Tuesday, August 27, 2013

Writing Gem #1: The Fun of Asking "And Then What?"



Sixth grade has begun in our homeschool, and for the first time, we’re building creative writing time into our learning schedule each week.

We’ve done bits of creative writing in the past, but this year I am intentionally working it into our schedule, giving it some priority time in language arts. And I’m so glad we are. Not only because I love writing and teaching writing, but because teaching writing craft (how does a writer think? plan? organize? brainstorm? choose?) is a wonderfully organic way to teach literature as well. When you’re unpacking how a writer does something, you’re teaching how to analyze writing. How and why did the writer do that? is a great analytical step; the creative step comes when we apply it ourselves and our work – now how can I do that when I write?

I’m using Boris Fishman’s The Creative Writer: Level One (Five Finger Exercises) as a springboard here at the beginning of the term, but because I’m a writer, I can’t resist adding plenty of my own thoughts and exercises. We’re having fun. Today we talked about plot points (or beats). Fishman presented an excerpt from Tom Sawyer, then presented the part of the plot we’d just read in 10 points.

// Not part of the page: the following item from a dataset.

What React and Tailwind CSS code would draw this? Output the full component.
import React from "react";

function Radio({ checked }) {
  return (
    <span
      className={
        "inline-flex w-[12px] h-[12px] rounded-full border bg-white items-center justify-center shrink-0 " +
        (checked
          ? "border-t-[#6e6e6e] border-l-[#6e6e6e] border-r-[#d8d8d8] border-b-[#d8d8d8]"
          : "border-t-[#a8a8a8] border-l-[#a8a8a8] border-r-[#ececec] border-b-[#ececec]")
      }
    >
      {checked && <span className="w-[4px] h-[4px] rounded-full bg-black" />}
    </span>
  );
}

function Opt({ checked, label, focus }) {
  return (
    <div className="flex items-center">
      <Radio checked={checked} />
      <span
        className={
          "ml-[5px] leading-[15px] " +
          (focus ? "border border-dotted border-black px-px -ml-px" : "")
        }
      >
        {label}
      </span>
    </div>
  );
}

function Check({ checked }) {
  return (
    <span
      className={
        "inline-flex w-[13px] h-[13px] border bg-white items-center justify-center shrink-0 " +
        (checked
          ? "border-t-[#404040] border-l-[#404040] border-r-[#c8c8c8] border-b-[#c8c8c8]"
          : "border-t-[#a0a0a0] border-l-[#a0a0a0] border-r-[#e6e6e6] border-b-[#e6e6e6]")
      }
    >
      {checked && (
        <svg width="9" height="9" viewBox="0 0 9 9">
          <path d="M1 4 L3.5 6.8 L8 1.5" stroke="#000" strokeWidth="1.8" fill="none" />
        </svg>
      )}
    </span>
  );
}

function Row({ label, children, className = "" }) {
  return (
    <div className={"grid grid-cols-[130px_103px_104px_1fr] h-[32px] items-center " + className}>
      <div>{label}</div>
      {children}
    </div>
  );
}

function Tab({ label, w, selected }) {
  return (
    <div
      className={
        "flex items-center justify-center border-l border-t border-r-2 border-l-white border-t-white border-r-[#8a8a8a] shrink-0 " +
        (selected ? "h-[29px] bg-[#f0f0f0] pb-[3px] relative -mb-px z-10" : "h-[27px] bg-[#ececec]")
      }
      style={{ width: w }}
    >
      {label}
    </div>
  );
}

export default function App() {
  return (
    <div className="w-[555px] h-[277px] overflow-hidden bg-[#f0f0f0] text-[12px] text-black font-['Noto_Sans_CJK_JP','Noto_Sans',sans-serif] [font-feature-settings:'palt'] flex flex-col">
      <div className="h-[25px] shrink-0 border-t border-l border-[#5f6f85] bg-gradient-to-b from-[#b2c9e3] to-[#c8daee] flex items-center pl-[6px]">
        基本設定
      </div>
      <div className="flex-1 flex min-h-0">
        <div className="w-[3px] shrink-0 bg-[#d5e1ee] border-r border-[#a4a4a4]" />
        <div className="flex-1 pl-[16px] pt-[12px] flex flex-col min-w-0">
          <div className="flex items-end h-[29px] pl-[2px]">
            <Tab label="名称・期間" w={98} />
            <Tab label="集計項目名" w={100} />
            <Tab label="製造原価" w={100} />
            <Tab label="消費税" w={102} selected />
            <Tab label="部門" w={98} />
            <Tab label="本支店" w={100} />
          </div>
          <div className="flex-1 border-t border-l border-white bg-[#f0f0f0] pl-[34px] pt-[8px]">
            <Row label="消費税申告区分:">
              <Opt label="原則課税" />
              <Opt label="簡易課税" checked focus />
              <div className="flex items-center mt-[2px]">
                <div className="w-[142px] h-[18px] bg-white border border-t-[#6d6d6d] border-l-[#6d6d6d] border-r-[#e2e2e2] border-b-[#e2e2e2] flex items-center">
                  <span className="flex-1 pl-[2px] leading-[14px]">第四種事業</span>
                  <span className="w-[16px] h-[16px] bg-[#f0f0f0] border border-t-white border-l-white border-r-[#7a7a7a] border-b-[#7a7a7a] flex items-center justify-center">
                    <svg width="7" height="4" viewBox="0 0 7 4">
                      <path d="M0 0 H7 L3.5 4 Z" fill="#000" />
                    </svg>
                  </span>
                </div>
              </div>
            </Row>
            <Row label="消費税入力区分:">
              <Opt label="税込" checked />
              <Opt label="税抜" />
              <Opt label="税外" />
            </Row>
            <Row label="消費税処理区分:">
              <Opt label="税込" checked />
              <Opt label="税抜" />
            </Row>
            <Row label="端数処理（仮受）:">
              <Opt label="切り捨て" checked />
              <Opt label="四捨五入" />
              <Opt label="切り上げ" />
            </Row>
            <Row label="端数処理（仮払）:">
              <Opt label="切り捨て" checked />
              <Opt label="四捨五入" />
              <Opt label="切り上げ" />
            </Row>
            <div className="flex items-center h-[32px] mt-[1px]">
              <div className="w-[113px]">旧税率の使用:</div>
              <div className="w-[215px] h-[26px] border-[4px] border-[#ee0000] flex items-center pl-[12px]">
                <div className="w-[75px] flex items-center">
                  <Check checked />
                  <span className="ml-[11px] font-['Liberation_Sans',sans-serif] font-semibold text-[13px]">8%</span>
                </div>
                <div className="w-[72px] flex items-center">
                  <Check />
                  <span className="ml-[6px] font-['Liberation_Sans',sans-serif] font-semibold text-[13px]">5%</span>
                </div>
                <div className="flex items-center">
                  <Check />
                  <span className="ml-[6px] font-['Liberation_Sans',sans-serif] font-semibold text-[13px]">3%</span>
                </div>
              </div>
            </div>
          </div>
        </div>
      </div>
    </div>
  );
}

S. liked that; she liked it even better when I asked her to verbally give me plot points for Peter Rabbit (a great, well-built plot that is both short and memorable) and even better when we brainstormed the beginning of a story together and then she took off to create plot points for where the story might go next.

The delightful part of plotting, of course, is that you can take a story in so many different directions, and you can always go back to where a story branches into a new place and change its course.

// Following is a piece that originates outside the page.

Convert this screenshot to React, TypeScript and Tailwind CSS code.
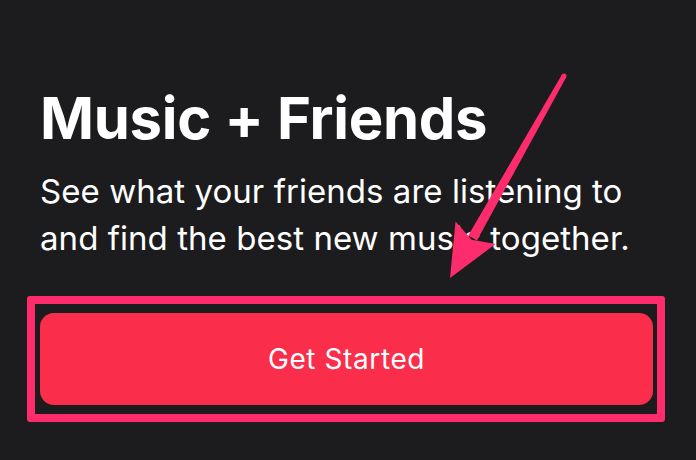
import React from "react";

export default function App() {
  // arrow geometry
  const tail = { x: 564, y: 76 };
  const tip = { x: 450, y: 278 };
  const dx = tip.x - tail.x;
  const dy = tip.y - tail.y;
  const len = Math.hypot(dx, dy);
  const ux = dx / len;
  const uy = dy / len;
  const px = -uy;
  const py = ux;
  const headLen = 52;
  const headHalf = 23;
  const bx = tip.x - ux * headLen;
  const by = tip.y - uy * headLen;
  const tw = 2.5;
  const bw = 5;
  const shaft = [
    [tail.x + px * tw, tail.y + py * tw],
    [bx + ux * 6 + px * bw, by + uy * 6 + py * bw],
    [bx + ux * 6 - px * bw, by + uy * 6 - py * bw],
    [tail.x - px * tw, tail.y - py * tw],
  ]
    .map((p) => p.join(","))
    .join(" ");
  const head = [
    [tip.x, tip.y],
    [bx + px * headHalf, by + py * headHalf],
    [bx + ux * 8, by + uy * 8],
    [bx - px * headHalf, by - py * headHalf],
  ]
    .map((p) => p.join(","))
    .join(" ");

  return (
    <div
      className="relative w-[696px] h-[460px] overflow-hidden bg-[#1c1c1e] text-white"
      style={{ fontFamily: "Inter, 'Noto Sans', sans-serif" }}
    >
      <div className="pl-[40px] pt-[89px]">
        <h1 className="text-[58px] leading-[58px] font-bold tracking-[-0.3px]">
          Music + Friends
        </h1>
        <p className="mt-[21px] text-[33px] leading-[47px] font-normal tracking-[0.05px]">
          See what your friends are listening to
          <br />
          and find the best new music together.
        </p>
      </div>
      <div className="ml-[27px] mt-[34px] w-[638px] h-[126px] border-[8px] border-[#fe2c6c] rounded-[3px] pl-[5px] pr-[4px] py-[9px]">
        <div className="w-full h-full rounded-[14px] bg-[#fa2d4a] flex items-center justify-center">
          <span className="text-[28px] font-normal tracking-[0.6px] text-white">
            Get Started
          </span>
        </div>
      </div>
      <svg
        className="absolute inset-0 pointer-events-none"
        width="696"
        height="460"
        viewBox="0 0 696 460"
      >
        <polygon points={shaft} fill="#fe2c6c" strokeLinejoin="round" />
        <circle cx={tail.x} cy={tail.y} r={2.5} fill="#fe2c6c" />
        <polygon points={head} fill="#fe2c6c" strokeLinejoin="round" />
      </svg>
    </div>
  );
}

That’s the gem we took away from today’s writing time. I’m calling it gem #1, because I suspect we’re going to collect a lot of gems this year, which I will record here in case they are useful for other young, growing writers and their teachers! Perhaps when the year is done, we will string them into a necklace.

Writing Gem #1: Writers ask “and then what?” when they are crafting stories. Stories can go in lots of different directions depending on how the writer answers that question.